Thomas Jefferson to James Monroe
"I have ever deemed it fundamental for the United States never to take active part in the quarrels of Europe. Their political interests are entirely distinct from ours. Their mutual jealousies, their balance of power, their complicated alliances, their forms and principles of government, are all foreign to us. They are nations of eternal war. All their energies are expended in the destruction of the labor, property and lives of their people." -- Thomas Jefferson to James Monroe, 1823.
It is ironic, that the United States eventually became -- and has remained so to this day -- the very embodiment of Jefferson's characterization of Europe at the time he penned the above communique to Monroe.
If Jefferson could have gazed the future from 1823, into the time period of the Civil War , and the destruction of The Republic, he would have undoubtedly known that the America he and the others had taken part in giving birth to was gone by 1863, and I doubt he would have wanted, or needed to see any further, knowing that for such a war to have been allowed to take place to start with, would have required saboteurs operating both within the highest levels of government, as well from abroad, aiming to swindle the American People out of Their previous freemen birthright, to make possible the branding, thus conversion, of a entire nation of conquered people, into chattel subjects of international jew bankers, who financed and administered the great coups d'état known as the American Civil War.

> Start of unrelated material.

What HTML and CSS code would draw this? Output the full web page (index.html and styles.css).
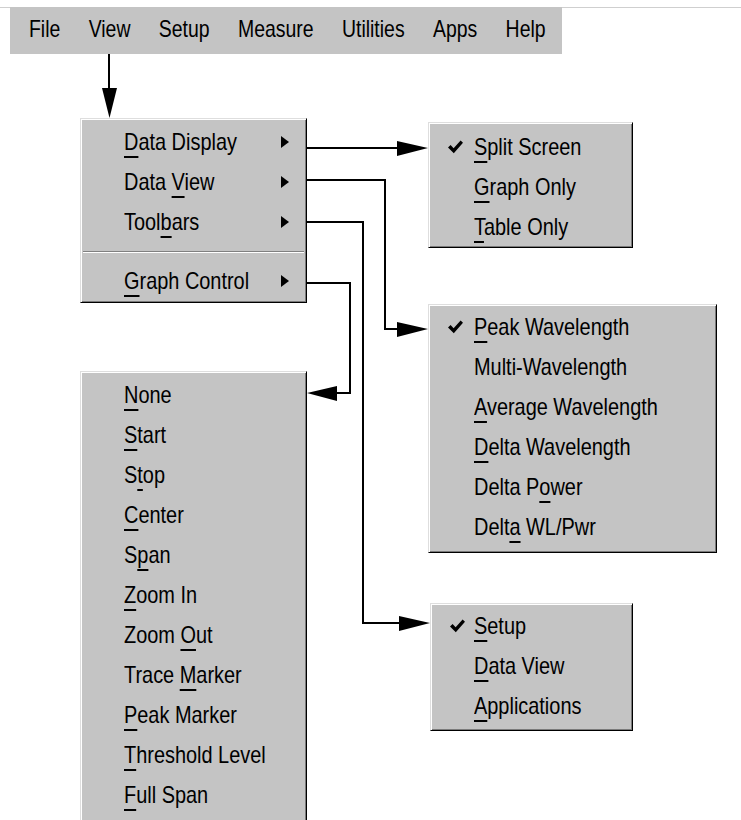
FILE: index.html
```html
<!DOCTYPE html>
<html lang="en">
<head>
    <meta charset="UTF-8">
    <meta name="viewport" content="width=device-width, initial-scale=1.0">
    <title>View Menu</title>
    <link rel="stylesheet" href="styles.css">
</head>
<body>

    <div class="window">
        <div class="menubar">
            <div class="menubar-items">
                <span>File</span>
                <span>View</span>
                <span>Setup</span>
                <span>Measure</span>
                <span>Utilities</span>
                <span>Apps</span>
                <span>Help</span>
            </div>
        </div>
    </div>

    <div class="diagram">
        <svg class="links" width="741" height="820" viewBox="0 0 741 820">
            <g fill="none" stroke="#000" stroke-width="2">
                <line x1="109" y1="54" x2="109" y2="92"/>
                <line x1="307" y1="148" x2="400" y2="148"/>
                <polyline points="307,180 385,180 385,329 400,329"/>
                <polyline points="307,222 363,222 363,623 402,623"/>
                <polyline points="307,283 350,283 350,393 335,393"/>
            </g>
            <g fill="#000">
                <polygon points="102,88 117,88 109.5,118"/>
                <polygon points="397,141 397,156 428,148"/>
                <polygon points="397,322 397,337 428,329"/>
                <polygon points="399,616 399,631 430,623"/>
                <polygon points="337,386 337,401 307,393"/>
            </g>
        </svg>

        <div class="menu menu-view">
            <div class="item sub"><span class="label"><u>D</u>ata Display</span></div>
            <div class="item sub"><span class="label">Data <u>V</u>iew</span></div>
            <div class="item sub"><span class="label">Tool<u>b</u>ars</span></div>
            <div class="sep"></div>
            <div class="item sub"><span class="label"><u>G</u>raph Control</span></div>
        </div>

        <div class="menu menu-display">
            <div class="item"><span class="check"><svg width="15" height="14" viewBox="0 0 15 14"><path d="M0 7.5 L2.6 5 L5.6 8.2 L12.6 0.5 L15 2.8 L5.8 13.2 Z"/></svg></span><span class="label"><u>S</u>plit Screen</span></div>
            <div class="item"><span class="label"><u>G</u>raph Only</span></div>
            <div class="item"><span class="label"><u>T</u>able Only</span></div>
        </div>

        <div class="menu menu-dataview">
            <div class="item"><span class="check"><svg width="15" height="14" viewBox="0 0 15 14"><path d="M0 7.5 L2.6 5 L5.6 8.2 L12.6 0.5 L15 2.8 L5.8 13.2 Z"/></svg></span><span class="label"><u>P</u>eak Wavelength</span></div>
            <div class="item"><span class="label">Multi-Wavelength</span></div>
            <div class="item"><span class="label"><u>A</u>verage Wavelength</span></div>
            <div class="item"><span class="label"><u>D</u>elta Wavelength</span></div>
            <div class="item"><span class="label">Delta P<u>o</u>wer</span></div>
            <div class="item"><span class="label">Delt<u>a</u> WL/Pwr</span></div>
        </div>

        <div class="menu menu-toolbars">
            <div class="item"><span class="check"><svg width="15" height="14" viewBox="0 0 15 14"><path d="M0 7.5 L2.6 5 L5.6 8.2 L12.6 0.5 L15 2.8 L5.8 13.2 Z"/></svg></span><span class="label"><u>S</u>etup</span></div>
            <div class="item"><span class="label"><u>D</u>ata View</span></div>
            <div class="item"><span class="label"><u>A</u>pplications</span></div>
        </div>

        <div class="menu menu-graph">
            <div class="item"><span class="label"><u>N</u>one</span></div>
            <div class="item"><span class="label"><u>S</u>tart</span></div>
            <div class="item"><span class="label">S<u>t</u>op</span></div>
            <div class="item"><span class="label"><u>C</u>enter</span></div>
            <div class="item"><span class="label">S<u>p</u>an</span></div>
            <div class="item"><span class="label"><u>Z</u>oom In</span></div>
            <div class="item"><span class="label">Zoom <u>O</u>ut</span></div>
            <div class="item"><span class="label">Trace <u>M</u>arker</span></div>
            <div class="item"><span class="label"><u>P</u>eak Marker</span></div>
            <div class="item"><span class="label"><u>T</u>hreshold Level</span></div>
            <div class="item"><span class="label"><u>F</u>ull Span</span></div>
        </div>
    </div>

</body>
</html>
```

FILE: styles.css
```css
* {
    margin: 0; padding: 0;
    box-sizing: border-box;
}
html, body { overflow: hidden; }
body {
    width: 741px;
    height: 820px;
    background: white;
    color: #000;
    font-family: 'Liberation Sans', Arial, sans-serif;
    font-size: 24px;
    position: relative;
}
.window {
    margin-top: 7px;
    border-top: 1px solid #cfcfcf;
    padding-left: 10px;
}
.menubar {
    width: 552px;
    height: 47px;
    margin-top: -1px;
    padding: 0 0 4px 19px;
    display: flex;
    align-items: center;
    background: #c4c4c4;
}
.menubar-items {
    display: flex;
    gap: 35px;
    transform: scaleX(0.81);
    transform-origin: left center;
}
.diagram {
    position: absolute;
    left: 0; top: 0;
    width: 741px;
    height: 820px;
}
.links {
    position: absolute;
    left: 0; top: 0;
}
.menu {
    position: absolute;
    background: #c4c4c4;
    border: 1px solid;
    border-color: #dedede #000 #000 #dedede;
    box-shadow: inset 1px 1px #fff, inset -1px -1px #7a7a7a;
    padding: 3px 2px 4px;
}
.menu-view { left: 80px; top: 118px; width: 227px; padding-bottom: 1px; }
.menu-display { left: 428px; top: 122px; width: 205px; padding-top: 4px; padding-bottom: 0; }
.menu-dataview { left: 428px; top: 304px; width: 289px; padding-top: 2px; padding-bottom: 5px; }
.menu-toolbars { left: 430px; top: 603px; width: 203px; padding-top: 2px; }
.menu-graph { left: 80px; top: 371px; width: 227px; height: 460px; }
.item {
    position: relative;
    display: flex;
    align-items: center;
    height: 40px;
    padding-left: 41px;
    white-space: nowrap;
}
.menu-display .item, .menu-dataview .item { padding-left: 43px; }
.label {
    display: inline-block;
    transform: scaleX(0.83);
    transform-origin: left center;
}
.label u {
    text-decoration-thickness: 2px;
    text-underline-offset: 6px;
}
.sub::after {
    content: "";
    position: absolute;
    right: 15px;
    top: 14px;
    border-left: 8px solid #000;
    border-top: 6px solid transparent;
    border-bottom: 6px solid transparent;
}
.check {
    position: absolute;
    left: 17px;
    top: 13px;
    display: flex;
}
.sep {
    height: 19px;
    display: flex;
    align-items: center;
}
.sep::before {
    content: "";
    flex: 1;
    border-top: 1px solid #808080;
    border-bottom: 1px solid #fff;
}
```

"Pretty slick actually, and even back then, very few understood clearly what the intent was from the start, much less what They had become afterwards."
"The Jews are right about the goyim never being able to catch on -- no matter how many times The jew runs the same con -- The goyim just don't seem to have the brain-horsepower to discern what's taking place; but woe to the jew if ever the goyim evolve beyond the level of live-stock, and figure out who Their greatest tormentors are."